Geçtiğimiz hafta yitirdiğimiz Muhammed Emin Saraç, İstanbul’un ilahiyat camiasında tanınan, pek çok öğrenci yetiştirmiş, Recep Tayyip Erdoğan’ın da imam hatipten öğretmeni, oğlu Yekta Saraç YÖK başkanı olan, bilinen, tanınan, sevilen, rahmetle cenazesi toprağa verilen bir şahsiyetti. Mirat Haber olarak biz de Allah’tan rahmet, yakınlarına sabır diliyoruz.
Emin Saraç, bir dönemin, bir kuşağın da son üyelerindendi. Onun kuşağı, devrimlerin ardından artık bitti denen Türkiye’nin devlet denetiminden bağımsız sivil İslami yaşamını yeniden canlandırma çabalarının 1940’lı yıllarda yeniden görüldüğü bir kuşaktı. İçinde bir bölümü tekke, bir bölümü medrese kökenli, Osmanlı’dan sonra kesintiye uğrayan dini yaşamın altyapısını yeniden kurma çabasındaki bu 1940’lar 1950’ler 1. kuşağının kurduğu altyapıyı 1970’lerde bayrağı devralan ve İslamiyetin içtimai ve siyasi hayata dönmesini savunan 2. kuşak izledi ve bunu da 1990’larda gelen iki cumhurbaşkanı çıkaran kuşak izledi.
Rahmetli Emin Saraç, ilim peşinde koşan, devlet baskısı altında eğitim almak için fedakarlıklar bir kuşağın önde gelen bir temsilcisi olmasının bir örneği olarak Mısır’da Kahire’deki El Ezher’de tanınmış alimlerden ders almıştı.İstanbul Fatih ilçesi ve çevresinde yoğunlaşan bu kuşakların dördüncüsü çıkmadı. Eğer dördüncü kuşak gelmezse, Fatih’in yani eskiden İstanbul denen eski yarımadanın da Türkiye ve dolayısıyla İslam dünyasının merkezi olması iddiası devam etmeyecek.
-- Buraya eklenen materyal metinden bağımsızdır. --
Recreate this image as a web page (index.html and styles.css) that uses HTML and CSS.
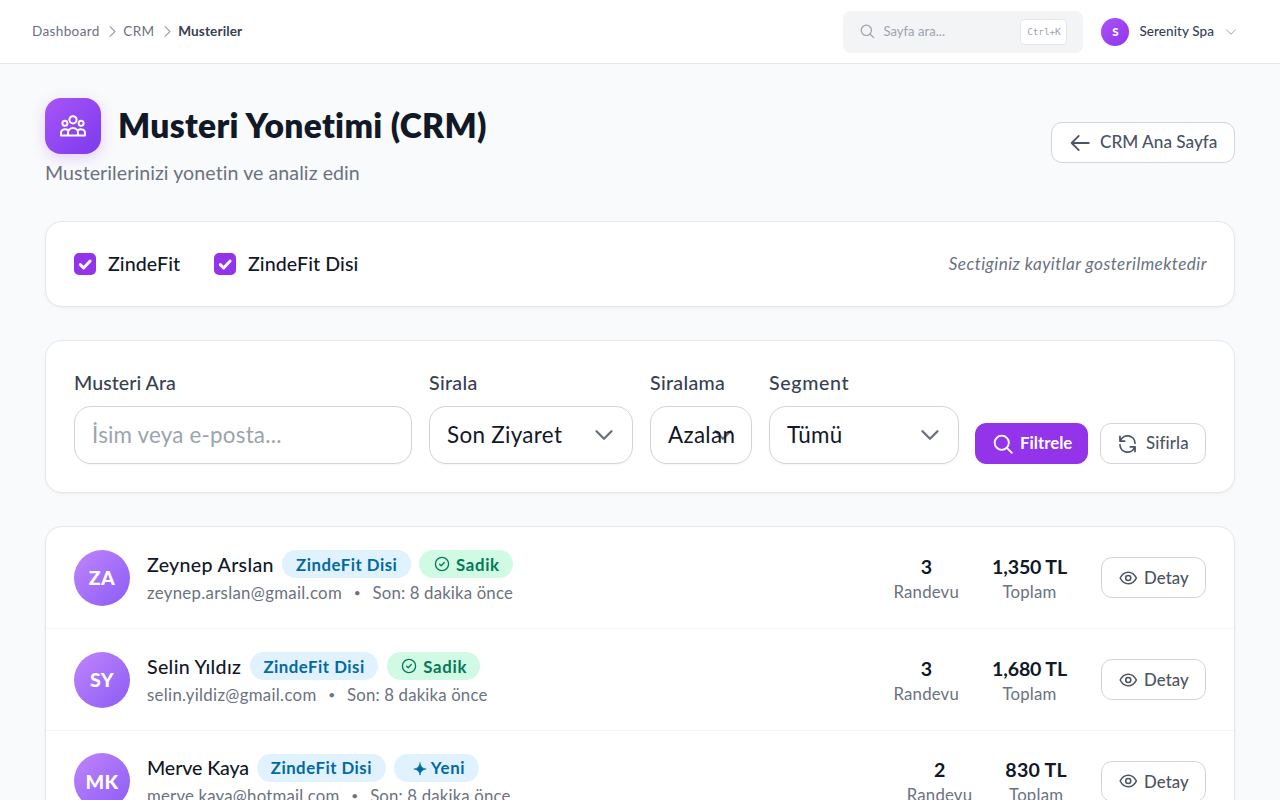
FILE: index.html
```html
<!DOCTYPE html>
<html lang="tr">
<head>
<meta charset="utf-8">
<title>Musteriler</title>
<link rel="stylesheet" href="styles.css">
</head>
<body>
<svg class="sprite" width="0" height="0">
  <symbol id="chev-r" viewBox="0 0 24 24"><path d="m7.500 3 9 9-9 9"/></symbol>
  <symbol id="chev-d" viewBox="0 0 24 24"><path d="m3 7.500 9 9 9-9"/></symbol>
  <symbol id="search" viewBox="0 0 24 24"><circle cx="10.500" cy="10.500" r="8.500"/><path d="m16.600 16.600 6 6"/></symbol>
  <symbol id="arrow" viewBox="0 0 24 24"><path d="M22.500 12H2m8.500-8.500L2 12l8.500 8.500"/></symbol>
  <symbol id="users" viewBox="0 0 26 22"><circle cx="13" cy="4.800" r="3.600"/><circle cx="4.900" cy="8.200" r="2.500"/><circle cx="21.100" cy="8.200" r="2.500"/><path d="M8 20.400v-2.400a5 5 0 0 1 10 0v2.400M8 15c-3.600-1.600-7-.4-7 3v2.400h24V18c0-3.400-3.400-4.600-7-3"/></symbol>
  <symbol id="check" viewBox="0 0 16 16"><path d="m4.500 8.300 2.400 2.400 4.600-4.900"/></symbol>
  <symbol id="refresh" viewBox="0 0 24 24"><path d="M2.500 2.500v6h6M3 8.200A9.500 9.500 0 0 1 21.500 11M21.500 21.500v-6h-6M21 15.800A9.500 9.500 0 0 1 2.500 13"/></symbol>
  <symbol id="eye" viewBox="0 0 24 24"><path d="M1.500 12C4 7 7.500 4.500 12 4.500S20 7 22.500 12C20 17 16.500 19.500 12 19.500S4 17 1.500 12Z"/><circle cx="12" cy="12" r="3.300"/></symbol>
  <symbol id="seal" viewBox="0 0 16 16"><circle cx="8" cy="8" r="6.600"/><path d="m5.600 8.300 1.600 1.500 3.100-3.300"/></symbol>
  <symbol id="spark" viewBox="0 0 16 16"><path d="M8 1q.8 6.200 7 7-6.200.8-7 7-.8-6.200-7-7 6.200-.8 7-7Z"/></symbol>
</svg>

<header class="topbar">
  <nav class="crumbs">
    <span>Dashboard</span><svg class="ico"><use href="#chev-r"/></svg><span>CRM</span><svg class="ico"><use href="#chev-r"/></svg><b>Musteriler</b>
  </nav>
  <div class="quick"><svg class="ico"><use href="#search"/></svg><span>Sayfa ara...</span><kbd>Ctrl+K</kbd></div>
  <div class="account"><i class="dot">S</i><span>Serenity Spa</span><svg class="ico"><use href="#chev-d"/></svg></div>
</header>

<main>
  <section class="head">
    <div>
      <div class="title-row"><div class="tile"><svg class="ico"><use href="#users"/></svg></div><h1>Musteri Yonetimi (CRM)</h1></div>
      <p class="sub">Musterilerinizi yonetin ve analiz edin</p>
    </div>
    <a class="btn back"><svg class="ico"><use href="#arrow"/></svg><span>CRM Ana Sayfa</span></a>
  </section>

  <section class="card kinds">
    <label class="kind first"><i class="box"><svg class="ico"><use href="#check"/></svg></i><span>ZindeFit</span></label>
    <label class="kind"><i class="box"><svg class="ico"><use href="#check"/></svg></i><span>ZindeFit Disi</span></label>
    <em class="note">Sectiginiz kayitlar gosterilmektedir</em>
  </section>

  <section class="card filters">
    <div class="field f-search"><span class="lbl">Musteri Ara</span><div class="control ph"><span>İsim veya e-posta...</span></div></div>
    <div class="field f-sort"><span class="lbl">Sirala</span><div class="control"><svg class="ico"><use href="#chev-d"/></svg><span>Son Ziyaret</span></div></div>
    <div class="field f-dir"><span class="lbl">Siralama</span><div class="control"><svg class="ico"><use href="#chev-d"/></svg><span>Azalan</span></div></div>
    <div class="field f-seg"><span class="lbl">Segment</span><div class="control"><svg class="ico"><use href="#chev-d"/></svg><span>Tümü</span></div></div>
    <a class="btn primary"><svg class="ico"><use href="#search"/></svg><span>Filtrele</span></a>
    <a class="btn reset"><svg class="ico"><use href="#refresh"/></svg><span>Sifirla</span></a>
  </section>

  <section class="card list">
    <article class="row">
      <div class="avatar">ZA</div>
      <div class="who">
        <div class="line"><span class="name">Zeynep Arslan</span><span class="badge blue">ZindeFit Disi</span><span class="badge green"><svg class="ico"><use href="#seal"/></svg>Sadik</span></div>
        <div class="meta"><span>zeynep.arslan@gmail.com</span><i>•</i><span class="last">Son: 8 dakika önce</span></div>
      </div>
      <div class="stat visits"><b>3</b><span>Randevu</span></div>
      <div class="stat"><b>1,350 TL</b><span>Toplam</span></div>
      <a class="btn detail"><svg class="ico"><use href="#eye"/></svg><span>Detay</span></a>
    </article>
    <article class="row">
      <div class="avatar">SY</div>
      <div class="who">
        <div class="line"><span class="name">Selin Yıldız</span><span class="badge blue">ZindeFit Disi</span><span class="badge green"><svg class="ico"><use href="#seal"/></svg>Sadik</span></div>
        <div class="meta"><span>selin.yildiz@gmail.com</span><i>•</i><span class="last">Son: 8 dakika önce</span></div>
      </div>
      <div class="stat visits"><b>3</b><span>Randevu</span></div>
      <div class="stat"><b>1,680 TL</b><span>Toplam</span></div>
      <a class="btn detail"><svg class="ico"><use href="#eye"/></svg><span>Detay</span></a>
    </article>
    <article class="row">
      <div class="avatar">MK</div>
      <div class="who">
        <div class="line"><span class="name snug">Merve Kaya</span><span class="badge blue">ZindeFit Disi</span><span class="badge blue new"><svg class="ico"><use href="#spark"/></svg>Yeni</span></div>
        <div class="meta snug"><span>merve.kaya@hotmail.com</span><i>•</i><span class="last">Son: 8 dakika önce</span></div>
      </div>
      <div class="stat visits"><b>2</b><span>Randevu</span></div>
      <div class="stat short"><b>830 TL</b><span>Toplam</span></div>
      <a class="btn detail"><svg class="ico"><use href="#eye"/></svg><span>Detay</span></a>
    </article>
  </section>
</main>
</body>
</html>
```

FILE: styles.css
```css
* { box-sizing: border-box; }
html, body { height: 100%; }
body {
  margin: 0;
  overflow: hidden;
  background: #f9fafb;
  color: #111827;
  font-family: Lato, "Open Sans", sans-serif;
  letter-spacing: .02em;
  white-space: nowrap;
}
.sprite { position: absolute; }
.ico { fill: none; stroke: currentColor; stroke-width: 2; stroke-linecap: round; stroke-linejoin: round; flex: none; }
i { font-style: normal; }

.topbar { display: flex; align-items: center; height: 64px; padding: 0 43px 0 32px; background: #fff; border-bottom: 1px solid #e5e7eb; }
.topbar span, .crumbs b { padding-bottom: 1.500px; }
.crumbs { display: flex; align-items: center; gap: 6px; font-size: 13.600px; color: #6b7280; flex: 1; }
.crumbs .ico { width: 13px; height: 13px; margin-right: -1.300px; color: #9ca3af; stroke-width: 2.200; }
.crumbs b { color: #374151; font-weight: 700; letter-spacing: .12px; }
.quick { display: flex; align-items: center; width: 240px; height: 42px; padding: 0 16px 0 17px; border-radius: 8px; background: #f3f4f6; color: #9ca3af; font-size: 13px; letter-spacing: .05px; }
.quick .ico { width: 14.500px; height: 14.500px; margin-right: 8.500px; }
.quick span { flex: 1; }
.quick kbd { display: flex; align-items: center; justify-content: center; width: 47px; height: 26px; border: 1px solid #e5e7eb; border-radius: 4px; background: #fff; font: 9.500px "DejaVu Sans Mono", monospace; letter-spacing: -.2px; }
.account { display: flex; align-items: center; margin-left: 18px; color: #374151; font-size: 13.500px; font-weight: 500; letter-spacing: .08px; }
.dot { display: flex; align-items: center; justify-content: center; width: 28px; height: 28px; margin-right: 10px; border-radius: 50%; background: linear-gradient(135deg, #a855f7, #9333ea); color: #fff; font-size: 11.500px; font-weight: 900; }
.account .ico { width: 12px; height: 12px; margin-left: 11px; color: #9ca3af; }

main { padding: 34px 45px 0; }
.head { display: flex; justify-content: space-between; align-items: center; height: 89px; margin-bottom: 34px; }
.title-row { display: flex; align-items: center; gap: 17px; }
.tile { display: flex; align-items: center; justify-content: center; width: 56px; height: 56px; border-radius: 16px; background: linear-gradient(135deg, #a855f7, #7c3aed); color: #fff; box-shadow: 0 4px 14px rgba(168, 85, 247, .25); }
.tile .ico { width: 26px; height: 22px; }
h1 { margin: 0; padding-bottom: 2px; font-size: 33.600px; line-height: 40px; font-weight: 800; letter-spacing: .32px; }
.sub { margin: 5px 0 0; font-size: 19.600px; line-height: 28px; letter-spacing: .07px; color: #6b7280; }

.btn { display: inline-flex; align-items: center; height: 41px; border: 1px solid #d1d5db; border-radius: 11px; background: #fff; color: #4b5563; font-size: 16.800px; font-weight: 500; letter-spacing: .1px; }
.btn .ico { width: 20px; height: 20px; stroke-width: 2.200; }
.back { width: 184px; padding-left: 18px; gap: 10px; font-size: 17.200px; letter-spacing: 0; }
.back span, .filters .btn span { padding-bottom: 1.500px; }

.card { background: #fff; border: 1px solid #e5e7eb; border-radius: 17px; box-shadow: 0 1px 3px rgba(0, 0, 0, .05); }
.kinds { display: flex; align-items: center; height: 86px; padding: 0 27px 0 28px; font-size: 19.600px; font-weight: 500; }
.kind { display: flex; align-items: center; gap: 11.500px; letter-spacing: .1px; }
.kind span { padding-bottom: 2px; }
.kind.first { width: 140px; }
.box { display: flex; width: 22.400px; height: 22.400px; border-radius: 5px; background: #9333ea; color: #fff; }
.box .ico { width: 22.400px; height: 22.400px; stroke-width: 2.100; }
.note { margin-left: auto; padding-bottom: 1px; font-size: 17.200px; font-weight: 400; letter-spacing: .42px; color: #6b7280; }

.filters { display: flex; align-items: flex-end; height: 153px; margin-top: 33px; padding: 0 28px 28px; }
.field { margin-right: 17px; }
.f-search { width: 338px; }
.f-search .lbl { letter-spacing: .05px; }
.f-sort { width: 204px; }
.f-dir { width: 102px; }
.f-seg { width: 190px; margin-right: 16px; }
.f-seg .lbl { letter-spacing: .65px; }
.lbl { display: block; margin-bottom: 9px; font-size: 19.600px; line-height: 28px; font-weight: 500; color: #374151; }
.control { position: relative; display: flex; align-items: center; height: 58px; padding: 0 17px; border: 1px solid #d1d5db; border-radius: 17px; background: #fff; font-size: 22.400px; box-shadow: 0 1px 2px rgba(0, 0, 0, .04); }
.control span { position: relative; padding-bottom: 2px; }
.control .ico { position: absolute; right: 18px; top: 18px; width: 20px; height: 20px; color: #6b7280; stroke-width: 2.800; }
.ph { color: #9ca3af; letter-spacing: .2px; }
.primary { width: 113px; padding-left: 17px; gap: 7px; border-color: #9333ea; background: #9333ea; color: #fff; font-weight: 700; letter-spacing: 0; }
.reset { width: 106px; padding-left: 17px; gap: 9px; margin-left: 12px; letter-spacing: .15px; }
.reset .ico { width: 19px; }

.list { margin-top: 33px; }
.row { display: flex; align-items: center; height: 101.800px; padding: 1px 28px 0; border-bottom: 1px solid #f3f4f6; }
.avatar { display: flex; align-items: center; justify-content: center; width: 56px; height: 56px; margin-right: 17px; border-radius: 50%; background: linear-gradient(135deg, #c084fc, #8b5cf6); color: #fff; font-size: 19.600px; font-weight: 900; }
.who { flex: 1; padding-top: 1px; }
.line { display: flex; align-items: center; height: 28px; }
.name { margin-right: 8.500px; font-size: 19.600px; font-weight: 500; }
.name.snug { margin-right: 8px; letter-spacing: -.1px; }
.badge { display: flex; align-items: center; height: 28px; margin-right: 8.400px; padding: 0 13.700px; border-radius: 14px; font-size: 16.800px; font-weight: 700; letter-spacing: .03em; }
.badge .ico { width: 16px; height: 16px; margin-right: 6px; stroke-width: 1.300; }
.blue { background: #e0f2fe; color: #0369a1; }
.green { padding-left: 14.500px; padding-right: 13px; background: #d1fae5; color: #047857; letter-spacing: .7px; }
.badge.new .ico { margin: 2px 4px 0 5px; width: 14px; height: 14px; stroke-width: .6; fill: currentColor; }
.new { letter-spacing: .7px; }
.meta { display: flex; height: 28px; align-items: center; font-size: 16.800px; color: #6b7280; }
.meta.snug { letter-spacing: .23px; }
.meta i { width: 30.500px; text-align: center; font-size: 12px; }
.last { letter-spacing: .16px; }
.stat { display: flex; flex-direction: column; align-items: center; margin-right: 34px; padding-top: 2px; font-size: 16.800px; line-height: 25px; color: #6b7280; }
.visits { margin-right: 33px; }
.stat span { letter-spacing: .2px; }
.stat b { font-size: 19.600px; line-height: 25px; font-weight: 700; letter-spacing: -.15px; color: #111827; }
.stat.short b { letter-spacing: .25px; }
.detail { width: 105px; padding-left: 16.500px; gap: 7px; }
.detail .ico { width: 18.500px; stroke-width: 2; }
```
Yokluklar içinde mücadele eden medrese talebesi Emin Hocaların, tarikat ehli Mehmet Zahid Efendilerin, hatta batı eğitimli Necip Fazıllar’ın başlattığı bu beraberlik içindeki ardı ardına kuşakların devamı, artık varlık ve güç sahibi, koltuk ve makam araçları saymakla bitmiyor ama 1950’lerin, 1970’lerin, hatta 1990’ların bile birliği, ümidi, güveni kalmadı. Emin Hoca bilgi düzeyinde insanlar bugün de yetişmekte hatta sesleri daha çok çıkmakta, çok daha fazla imkanları var ama bunların ağırlıkları, yeni kuşaklara etkisi ve birbirlerine destekleri çok daha zayıf.
Bu üç kuşağın sonuna geliyoruz. Birbiriyle işbirliği yapan, birbirine saldırmadan birbirini hoş gören, zenginlik ve makam değil ortak hedef olan İslam’a yoğunlaşmış yeni bir kuşak çıkmazsa, Fatih ilçemiz merkezli bu son asırdaki çabalar, mücadeleler, fedakarlıklar sonuçsuz kalır. Ne yazık ki bu sorumluluğu hükümete yükledik ama hükümetin devlet kanalıyla gelen gençliği, Emin Hocaların hedeflediklerine benzemiyor.